WORK TO COMPLETE:
Reproduce, word for word, every line from the first one down to the line containing "const GREEN = '#7cc81c';", and nothing else.
+---+
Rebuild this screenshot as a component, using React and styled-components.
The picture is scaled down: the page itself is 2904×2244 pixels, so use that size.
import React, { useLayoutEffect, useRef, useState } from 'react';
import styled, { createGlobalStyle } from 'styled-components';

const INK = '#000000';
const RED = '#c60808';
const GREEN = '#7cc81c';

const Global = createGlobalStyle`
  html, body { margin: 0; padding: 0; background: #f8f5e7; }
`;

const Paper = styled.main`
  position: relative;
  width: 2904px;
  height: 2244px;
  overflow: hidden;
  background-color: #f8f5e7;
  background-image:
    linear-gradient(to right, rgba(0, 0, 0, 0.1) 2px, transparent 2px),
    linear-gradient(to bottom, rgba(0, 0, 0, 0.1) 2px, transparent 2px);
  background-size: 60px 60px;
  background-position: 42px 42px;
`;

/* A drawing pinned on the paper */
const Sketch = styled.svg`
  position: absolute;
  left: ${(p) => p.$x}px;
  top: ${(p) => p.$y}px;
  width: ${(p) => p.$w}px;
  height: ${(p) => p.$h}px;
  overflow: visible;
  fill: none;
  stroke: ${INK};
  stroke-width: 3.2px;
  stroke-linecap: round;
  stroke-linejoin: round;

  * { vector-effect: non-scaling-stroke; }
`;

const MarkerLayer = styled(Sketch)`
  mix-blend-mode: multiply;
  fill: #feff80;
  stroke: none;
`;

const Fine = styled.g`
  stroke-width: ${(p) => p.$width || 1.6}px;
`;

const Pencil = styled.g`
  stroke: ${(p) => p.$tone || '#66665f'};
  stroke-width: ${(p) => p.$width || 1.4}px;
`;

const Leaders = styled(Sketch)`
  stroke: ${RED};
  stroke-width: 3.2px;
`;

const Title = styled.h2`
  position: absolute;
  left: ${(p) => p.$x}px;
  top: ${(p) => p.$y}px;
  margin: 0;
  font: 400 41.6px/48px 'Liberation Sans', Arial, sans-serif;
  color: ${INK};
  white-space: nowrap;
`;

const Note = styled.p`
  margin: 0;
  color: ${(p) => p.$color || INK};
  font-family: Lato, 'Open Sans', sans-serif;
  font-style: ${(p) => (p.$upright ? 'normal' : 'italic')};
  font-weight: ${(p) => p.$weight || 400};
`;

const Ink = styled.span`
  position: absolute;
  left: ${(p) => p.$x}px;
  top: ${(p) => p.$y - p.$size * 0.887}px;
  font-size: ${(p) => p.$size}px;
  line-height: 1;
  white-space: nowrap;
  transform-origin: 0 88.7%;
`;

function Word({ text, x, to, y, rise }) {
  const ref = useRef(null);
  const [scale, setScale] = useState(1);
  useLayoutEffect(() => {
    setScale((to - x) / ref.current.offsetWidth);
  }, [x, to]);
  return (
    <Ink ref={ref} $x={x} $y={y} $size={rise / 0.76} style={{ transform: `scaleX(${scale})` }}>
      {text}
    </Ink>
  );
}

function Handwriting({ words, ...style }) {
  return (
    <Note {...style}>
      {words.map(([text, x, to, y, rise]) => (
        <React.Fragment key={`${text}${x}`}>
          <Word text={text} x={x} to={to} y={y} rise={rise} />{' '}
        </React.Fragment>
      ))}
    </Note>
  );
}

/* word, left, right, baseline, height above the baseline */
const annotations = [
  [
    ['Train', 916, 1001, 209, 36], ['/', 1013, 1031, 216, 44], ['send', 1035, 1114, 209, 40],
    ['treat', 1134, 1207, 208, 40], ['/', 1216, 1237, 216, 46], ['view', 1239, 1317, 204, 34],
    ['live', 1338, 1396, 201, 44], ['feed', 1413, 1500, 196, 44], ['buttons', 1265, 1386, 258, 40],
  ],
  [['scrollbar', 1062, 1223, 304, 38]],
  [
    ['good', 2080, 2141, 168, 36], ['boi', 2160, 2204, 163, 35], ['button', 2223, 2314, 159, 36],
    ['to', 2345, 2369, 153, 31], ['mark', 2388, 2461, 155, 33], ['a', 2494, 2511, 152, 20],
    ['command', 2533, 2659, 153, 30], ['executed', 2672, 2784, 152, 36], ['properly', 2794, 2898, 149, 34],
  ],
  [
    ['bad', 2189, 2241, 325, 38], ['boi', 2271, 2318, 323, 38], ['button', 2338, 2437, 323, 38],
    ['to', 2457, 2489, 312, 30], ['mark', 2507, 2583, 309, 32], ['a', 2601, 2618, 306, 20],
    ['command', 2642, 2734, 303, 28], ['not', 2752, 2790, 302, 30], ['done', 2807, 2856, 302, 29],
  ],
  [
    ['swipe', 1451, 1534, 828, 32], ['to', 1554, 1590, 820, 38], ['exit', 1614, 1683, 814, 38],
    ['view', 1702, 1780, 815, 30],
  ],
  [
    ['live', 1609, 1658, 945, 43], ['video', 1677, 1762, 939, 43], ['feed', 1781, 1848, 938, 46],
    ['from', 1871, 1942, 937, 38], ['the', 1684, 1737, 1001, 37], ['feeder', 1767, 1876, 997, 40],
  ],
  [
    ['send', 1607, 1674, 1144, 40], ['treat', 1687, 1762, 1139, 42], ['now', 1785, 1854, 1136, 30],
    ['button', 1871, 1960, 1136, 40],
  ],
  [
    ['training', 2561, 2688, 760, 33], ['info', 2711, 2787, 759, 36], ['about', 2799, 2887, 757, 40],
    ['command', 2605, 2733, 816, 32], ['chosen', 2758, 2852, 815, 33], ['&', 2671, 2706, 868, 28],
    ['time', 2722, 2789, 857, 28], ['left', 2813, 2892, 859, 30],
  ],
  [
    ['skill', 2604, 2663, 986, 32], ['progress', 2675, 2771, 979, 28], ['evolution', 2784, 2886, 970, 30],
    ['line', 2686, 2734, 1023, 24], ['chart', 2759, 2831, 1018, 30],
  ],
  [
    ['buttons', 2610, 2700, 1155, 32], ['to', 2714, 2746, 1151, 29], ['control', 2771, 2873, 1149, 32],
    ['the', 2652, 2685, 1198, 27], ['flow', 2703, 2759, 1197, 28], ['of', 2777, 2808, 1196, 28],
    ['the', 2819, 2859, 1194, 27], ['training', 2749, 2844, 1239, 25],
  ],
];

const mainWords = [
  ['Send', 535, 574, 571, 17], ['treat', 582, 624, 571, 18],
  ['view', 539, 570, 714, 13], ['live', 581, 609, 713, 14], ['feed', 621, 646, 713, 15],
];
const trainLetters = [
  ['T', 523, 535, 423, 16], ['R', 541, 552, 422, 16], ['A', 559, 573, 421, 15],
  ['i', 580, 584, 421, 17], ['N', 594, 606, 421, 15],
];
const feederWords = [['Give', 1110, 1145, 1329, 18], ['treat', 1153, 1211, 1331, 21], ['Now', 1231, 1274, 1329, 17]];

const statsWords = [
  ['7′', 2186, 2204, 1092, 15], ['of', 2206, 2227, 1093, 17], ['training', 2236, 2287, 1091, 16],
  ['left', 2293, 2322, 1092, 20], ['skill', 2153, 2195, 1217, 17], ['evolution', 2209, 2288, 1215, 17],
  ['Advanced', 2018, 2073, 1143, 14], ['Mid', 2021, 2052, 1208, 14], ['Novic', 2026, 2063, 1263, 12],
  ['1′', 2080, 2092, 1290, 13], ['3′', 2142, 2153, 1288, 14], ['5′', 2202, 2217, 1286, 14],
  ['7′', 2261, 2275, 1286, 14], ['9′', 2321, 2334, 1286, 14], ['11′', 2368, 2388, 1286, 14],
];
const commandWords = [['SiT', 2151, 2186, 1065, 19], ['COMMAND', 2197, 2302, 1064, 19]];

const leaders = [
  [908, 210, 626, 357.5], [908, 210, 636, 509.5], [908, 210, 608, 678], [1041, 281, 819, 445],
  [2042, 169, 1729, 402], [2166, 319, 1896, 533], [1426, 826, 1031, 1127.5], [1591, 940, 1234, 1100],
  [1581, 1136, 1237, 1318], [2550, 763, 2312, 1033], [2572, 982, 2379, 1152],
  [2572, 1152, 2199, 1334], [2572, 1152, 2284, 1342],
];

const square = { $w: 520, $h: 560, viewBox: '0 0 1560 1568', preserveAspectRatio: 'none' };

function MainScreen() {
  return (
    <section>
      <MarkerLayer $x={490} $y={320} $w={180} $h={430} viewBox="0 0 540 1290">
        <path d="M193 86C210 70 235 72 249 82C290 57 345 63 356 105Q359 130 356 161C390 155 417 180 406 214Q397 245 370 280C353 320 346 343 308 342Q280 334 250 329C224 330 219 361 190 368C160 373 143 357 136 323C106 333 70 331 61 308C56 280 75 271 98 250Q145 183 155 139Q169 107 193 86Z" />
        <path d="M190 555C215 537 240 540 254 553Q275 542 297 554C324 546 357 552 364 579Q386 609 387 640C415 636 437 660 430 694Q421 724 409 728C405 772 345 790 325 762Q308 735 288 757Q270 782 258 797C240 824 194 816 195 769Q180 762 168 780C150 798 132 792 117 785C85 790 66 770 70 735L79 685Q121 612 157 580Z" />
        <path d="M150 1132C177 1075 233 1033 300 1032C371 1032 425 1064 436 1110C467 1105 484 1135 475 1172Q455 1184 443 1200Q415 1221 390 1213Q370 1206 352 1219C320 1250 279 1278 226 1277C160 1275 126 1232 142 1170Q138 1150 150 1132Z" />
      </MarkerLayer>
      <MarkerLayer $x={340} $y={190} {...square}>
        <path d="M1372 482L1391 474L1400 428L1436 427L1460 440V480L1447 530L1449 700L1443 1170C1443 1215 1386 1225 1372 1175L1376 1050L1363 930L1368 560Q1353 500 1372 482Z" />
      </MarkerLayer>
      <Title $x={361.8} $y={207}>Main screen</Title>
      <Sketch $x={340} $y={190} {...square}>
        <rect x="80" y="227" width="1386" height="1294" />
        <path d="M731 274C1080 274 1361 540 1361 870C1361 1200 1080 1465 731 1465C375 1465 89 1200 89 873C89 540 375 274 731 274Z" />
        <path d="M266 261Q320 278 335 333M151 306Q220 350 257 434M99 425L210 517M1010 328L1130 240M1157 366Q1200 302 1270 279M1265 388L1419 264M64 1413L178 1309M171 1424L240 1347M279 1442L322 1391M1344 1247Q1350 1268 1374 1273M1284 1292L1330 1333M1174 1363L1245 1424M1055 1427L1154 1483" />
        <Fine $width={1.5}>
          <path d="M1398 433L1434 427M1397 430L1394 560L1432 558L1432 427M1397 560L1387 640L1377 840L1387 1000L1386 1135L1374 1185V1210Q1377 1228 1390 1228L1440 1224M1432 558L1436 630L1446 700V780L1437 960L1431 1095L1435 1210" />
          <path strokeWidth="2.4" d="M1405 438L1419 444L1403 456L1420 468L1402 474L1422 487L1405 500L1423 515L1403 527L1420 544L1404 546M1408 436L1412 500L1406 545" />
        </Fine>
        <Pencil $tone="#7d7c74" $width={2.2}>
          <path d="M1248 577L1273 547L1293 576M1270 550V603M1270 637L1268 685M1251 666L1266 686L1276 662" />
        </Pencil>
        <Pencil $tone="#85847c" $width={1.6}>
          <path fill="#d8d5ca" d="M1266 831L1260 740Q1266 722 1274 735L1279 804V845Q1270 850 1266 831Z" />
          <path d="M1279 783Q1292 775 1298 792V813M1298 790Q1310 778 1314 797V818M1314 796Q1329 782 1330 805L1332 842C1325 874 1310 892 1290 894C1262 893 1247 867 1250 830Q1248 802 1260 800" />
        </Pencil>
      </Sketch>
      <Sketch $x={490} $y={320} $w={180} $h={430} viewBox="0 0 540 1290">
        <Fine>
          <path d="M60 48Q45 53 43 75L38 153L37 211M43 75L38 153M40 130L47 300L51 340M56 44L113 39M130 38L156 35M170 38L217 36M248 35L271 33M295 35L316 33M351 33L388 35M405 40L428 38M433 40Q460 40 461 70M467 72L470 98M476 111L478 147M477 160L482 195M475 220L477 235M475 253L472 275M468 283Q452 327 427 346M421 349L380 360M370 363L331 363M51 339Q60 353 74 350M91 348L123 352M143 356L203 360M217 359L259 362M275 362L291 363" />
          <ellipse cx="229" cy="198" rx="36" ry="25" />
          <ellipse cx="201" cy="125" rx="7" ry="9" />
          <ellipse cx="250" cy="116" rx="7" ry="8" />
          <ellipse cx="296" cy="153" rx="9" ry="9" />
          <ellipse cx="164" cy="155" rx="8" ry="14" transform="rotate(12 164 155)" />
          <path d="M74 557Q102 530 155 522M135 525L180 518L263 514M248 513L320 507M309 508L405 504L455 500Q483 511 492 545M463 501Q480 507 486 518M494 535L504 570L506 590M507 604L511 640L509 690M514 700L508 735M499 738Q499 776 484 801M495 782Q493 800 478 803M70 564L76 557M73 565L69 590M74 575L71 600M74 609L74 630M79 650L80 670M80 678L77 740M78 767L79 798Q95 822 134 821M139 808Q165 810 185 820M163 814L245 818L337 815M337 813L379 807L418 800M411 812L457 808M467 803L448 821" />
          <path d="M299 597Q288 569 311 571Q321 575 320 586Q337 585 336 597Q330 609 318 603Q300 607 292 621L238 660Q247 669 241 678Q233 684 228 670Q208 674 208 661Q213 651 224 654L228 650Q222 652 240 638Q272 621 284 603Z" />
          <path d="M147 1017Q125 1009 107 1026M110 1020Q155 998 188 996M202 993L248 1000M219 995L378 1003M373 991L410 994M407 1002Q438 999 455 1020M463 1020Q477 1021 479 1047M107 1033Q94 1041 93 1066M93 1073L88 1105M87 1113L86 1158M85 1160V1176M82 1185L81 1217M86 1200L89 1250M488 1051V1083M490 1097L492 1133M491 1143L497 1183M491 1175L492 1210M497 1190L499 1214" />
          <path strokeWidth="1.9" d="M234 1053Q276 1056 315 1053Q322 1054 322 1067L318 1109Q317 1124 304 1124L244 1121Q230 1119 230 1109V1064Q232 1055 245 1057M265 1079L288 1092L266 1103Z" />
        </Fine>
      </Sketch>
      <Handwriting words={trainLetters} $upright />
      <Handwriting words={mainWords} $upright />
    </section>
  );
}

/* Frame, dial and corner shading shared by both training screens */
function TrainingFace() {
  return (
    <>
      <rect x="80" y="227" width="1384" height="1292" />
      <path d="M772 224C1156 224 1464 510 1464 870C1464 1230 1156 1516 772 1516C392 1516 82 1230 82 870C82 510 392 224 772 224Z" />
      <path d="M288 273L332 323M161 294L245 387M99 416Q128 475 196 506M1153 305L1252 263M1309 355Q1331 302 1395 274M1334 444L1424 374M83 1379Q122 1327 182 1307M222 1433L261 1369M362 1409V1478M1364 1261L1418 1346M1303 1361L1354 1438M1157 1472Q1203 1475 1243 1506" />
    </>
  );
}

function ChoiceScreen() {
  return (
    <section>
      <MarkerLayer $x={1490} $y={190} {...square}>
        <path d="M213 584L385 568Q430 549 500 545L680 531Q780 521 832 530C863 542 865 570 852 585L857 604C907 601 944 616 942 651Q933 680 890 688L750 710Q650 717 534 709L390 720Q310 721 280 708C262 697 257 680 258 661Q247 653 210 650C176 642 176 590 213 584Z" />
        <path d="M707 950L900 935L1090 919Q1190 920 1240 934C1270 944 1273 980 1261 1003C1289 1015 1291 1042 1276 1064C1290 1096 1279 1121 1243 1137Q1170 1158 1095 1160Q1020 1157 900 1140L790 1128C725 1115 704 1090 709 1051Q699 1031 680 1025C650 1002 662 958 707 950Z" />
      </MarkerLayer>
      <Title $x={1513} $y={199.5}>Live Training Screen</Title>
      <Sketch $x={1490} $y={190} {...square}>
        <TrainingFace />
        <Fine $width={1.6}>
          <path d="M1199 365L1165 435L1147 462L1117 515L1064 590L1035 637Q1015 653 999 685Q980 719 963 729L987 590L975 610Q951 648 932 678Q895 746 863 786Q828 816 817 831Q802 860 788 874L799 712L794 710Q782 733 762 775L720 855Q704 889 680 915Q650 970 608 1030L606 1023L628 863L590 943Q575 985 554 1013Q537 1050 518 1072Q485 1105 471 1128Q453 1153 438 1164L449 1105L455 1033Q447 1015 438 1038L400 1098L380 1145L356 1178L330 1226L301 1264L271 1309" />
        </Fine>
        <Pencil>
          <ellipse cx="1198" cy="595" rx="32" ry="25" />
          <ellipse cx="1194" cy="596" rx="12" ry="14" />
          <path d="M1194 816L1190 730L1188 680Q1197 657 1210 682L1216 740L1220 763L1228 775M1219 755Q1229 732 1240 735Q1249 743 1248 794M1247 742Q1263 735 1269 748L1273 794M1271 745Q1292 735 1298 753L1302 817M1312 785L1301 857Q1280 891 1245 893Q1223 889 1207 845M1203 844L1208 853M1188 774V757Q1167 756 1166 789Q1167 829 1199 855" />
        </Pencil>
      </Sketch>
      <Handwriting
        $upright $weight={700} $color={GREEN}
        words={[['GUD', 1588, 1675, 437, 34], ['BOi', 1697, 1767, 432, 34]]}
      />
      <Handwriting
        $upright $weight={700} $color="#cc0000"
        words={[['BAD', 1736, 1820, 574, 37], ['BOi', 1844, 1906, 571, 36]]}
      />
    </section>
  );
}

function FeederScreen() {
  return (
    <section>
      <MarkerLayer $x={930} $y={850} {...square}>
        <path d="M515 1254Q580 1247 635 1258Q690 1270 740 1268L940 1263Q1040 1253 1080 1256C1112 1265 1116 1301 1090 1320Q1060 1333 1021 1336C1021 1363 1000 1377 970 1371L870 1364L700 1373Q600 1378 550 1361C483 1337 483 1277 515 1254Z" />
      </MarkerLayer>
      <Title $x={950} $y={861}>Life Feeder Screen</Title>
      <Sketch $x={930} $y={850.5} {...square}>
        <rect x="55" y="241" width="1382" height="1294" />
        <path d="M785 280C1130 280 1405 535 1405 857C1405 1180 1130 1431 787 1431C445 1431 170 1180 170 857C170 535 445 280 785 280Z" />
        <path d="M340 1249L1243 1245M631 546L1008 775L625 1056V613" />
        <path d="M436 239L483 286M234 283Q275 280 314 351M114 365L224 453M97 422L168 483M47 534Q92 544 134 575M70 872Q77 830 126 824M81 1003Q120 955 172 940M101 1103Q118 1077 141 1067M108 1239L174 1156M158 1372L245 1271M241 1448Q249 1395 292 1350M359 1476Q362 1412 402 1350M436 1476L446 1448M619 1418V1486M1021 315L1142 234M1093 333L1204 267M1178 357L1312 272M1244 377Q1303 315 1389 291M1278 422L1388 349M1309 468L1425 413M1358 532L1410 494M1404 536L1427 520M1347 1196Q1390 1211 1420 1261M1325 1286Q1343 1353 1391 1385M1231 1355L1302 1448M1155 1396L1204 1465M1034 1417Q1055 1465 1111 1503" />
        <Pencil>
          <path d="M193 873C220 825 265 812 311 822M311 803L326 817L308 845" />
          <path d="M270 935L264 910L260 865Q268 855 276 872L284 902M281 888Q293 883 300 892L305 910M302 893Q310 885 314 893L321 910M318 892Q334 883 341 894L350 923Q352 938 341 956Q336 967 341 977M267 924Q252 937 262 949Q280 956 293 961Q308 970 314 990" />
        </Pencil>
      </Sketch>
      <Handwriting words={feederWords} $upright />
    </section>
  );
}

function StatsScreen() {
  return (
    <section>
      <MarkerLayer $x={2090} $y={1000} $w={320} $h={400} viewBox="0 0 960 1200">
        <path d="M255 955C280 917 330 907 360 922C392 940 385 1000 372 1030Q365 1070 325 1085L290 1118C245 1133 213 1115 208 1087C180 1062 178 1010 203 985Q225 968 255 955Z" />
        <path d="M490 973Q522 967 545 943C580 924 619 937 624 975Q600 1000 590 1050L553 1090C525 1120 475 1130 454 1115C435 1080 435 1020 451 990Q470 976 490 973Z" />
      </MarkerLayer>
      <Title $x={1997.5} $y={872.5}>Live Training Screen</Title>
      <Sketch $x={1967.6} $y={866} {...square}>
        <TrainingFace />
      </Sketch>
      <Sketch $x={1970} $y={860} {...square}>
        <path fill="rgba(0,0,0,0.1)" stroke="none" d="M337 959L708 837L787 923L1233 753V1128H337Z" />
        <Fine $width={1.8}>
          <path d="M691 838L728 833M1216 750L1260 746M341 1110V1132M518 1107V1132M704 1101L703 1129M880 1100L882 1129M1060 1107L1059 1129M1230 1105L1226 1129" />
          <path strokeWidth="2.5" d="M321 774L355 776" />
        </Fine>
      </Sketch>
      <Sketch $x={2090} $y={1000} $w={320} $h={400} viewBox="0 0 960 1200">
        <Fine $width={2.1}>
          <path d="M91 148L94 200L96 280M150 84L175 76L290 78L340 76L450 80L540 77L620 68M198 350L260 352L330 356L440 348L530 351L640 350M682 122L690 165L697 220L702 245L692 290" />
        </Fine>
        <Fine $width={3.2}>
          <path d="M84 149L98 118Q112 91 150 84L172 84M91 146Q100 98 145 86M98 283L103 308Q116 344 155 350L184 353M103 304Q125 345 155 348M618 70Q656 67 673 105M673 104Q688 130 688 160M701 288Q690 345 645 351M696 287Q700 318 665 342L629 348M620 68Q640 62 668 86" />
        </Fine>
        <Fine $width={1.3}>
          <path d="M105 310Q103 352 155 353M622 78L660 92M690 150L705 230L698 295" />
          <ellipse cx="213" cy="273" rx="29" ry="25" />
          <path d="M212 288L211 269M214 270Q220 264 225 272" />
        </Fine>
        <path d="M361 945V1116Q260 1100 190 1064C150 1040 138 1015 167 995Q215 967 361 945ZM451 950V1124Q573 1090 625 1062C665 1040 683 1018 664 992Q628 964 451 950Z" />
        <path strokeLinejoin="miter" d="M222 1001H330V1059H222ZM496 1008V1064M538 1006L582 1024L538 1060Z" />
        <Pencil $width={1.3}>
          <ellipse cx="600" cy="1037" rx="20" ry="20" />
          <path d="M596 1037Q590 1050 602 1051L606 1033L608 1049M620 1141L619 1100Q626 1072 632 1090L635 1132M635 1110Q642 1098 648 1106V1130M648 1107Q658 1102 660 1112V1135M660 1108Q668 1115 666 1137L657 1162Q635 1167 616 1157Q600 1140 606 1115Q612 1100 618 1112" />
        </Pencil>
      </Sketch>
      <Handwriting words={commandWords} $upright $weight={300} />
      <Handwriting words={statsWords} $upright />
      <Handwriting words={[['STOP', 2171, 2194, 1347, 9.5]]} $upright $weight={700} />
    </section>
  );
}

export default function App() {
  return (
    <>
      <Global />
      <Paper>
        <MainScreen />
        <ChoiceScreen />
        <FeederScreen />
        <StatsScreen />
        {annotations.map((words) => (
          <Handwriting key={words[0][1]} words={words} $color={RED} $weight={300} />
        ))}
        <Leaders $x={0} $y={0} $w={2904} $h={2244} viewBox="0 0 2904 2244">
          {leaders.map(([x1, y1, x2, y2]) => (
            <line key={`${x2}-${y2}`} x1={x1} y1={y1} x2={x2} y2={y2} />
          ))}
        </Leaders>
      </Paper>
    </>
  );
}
+---+
SOLVED EXERCISE:
Rebuild this screenshot as a component, using React and styled-components.
The picture is scaled down: the page itself is 2904×2244 pixels, so use that size.
import React, { useLayoutEffect, useRef, useState } from 'react';
import styled, { createGlobalStyle } from 'styled-components';

const INK = '#000000';
const RED = '#c60808';
const GREEN = '#7cc81c';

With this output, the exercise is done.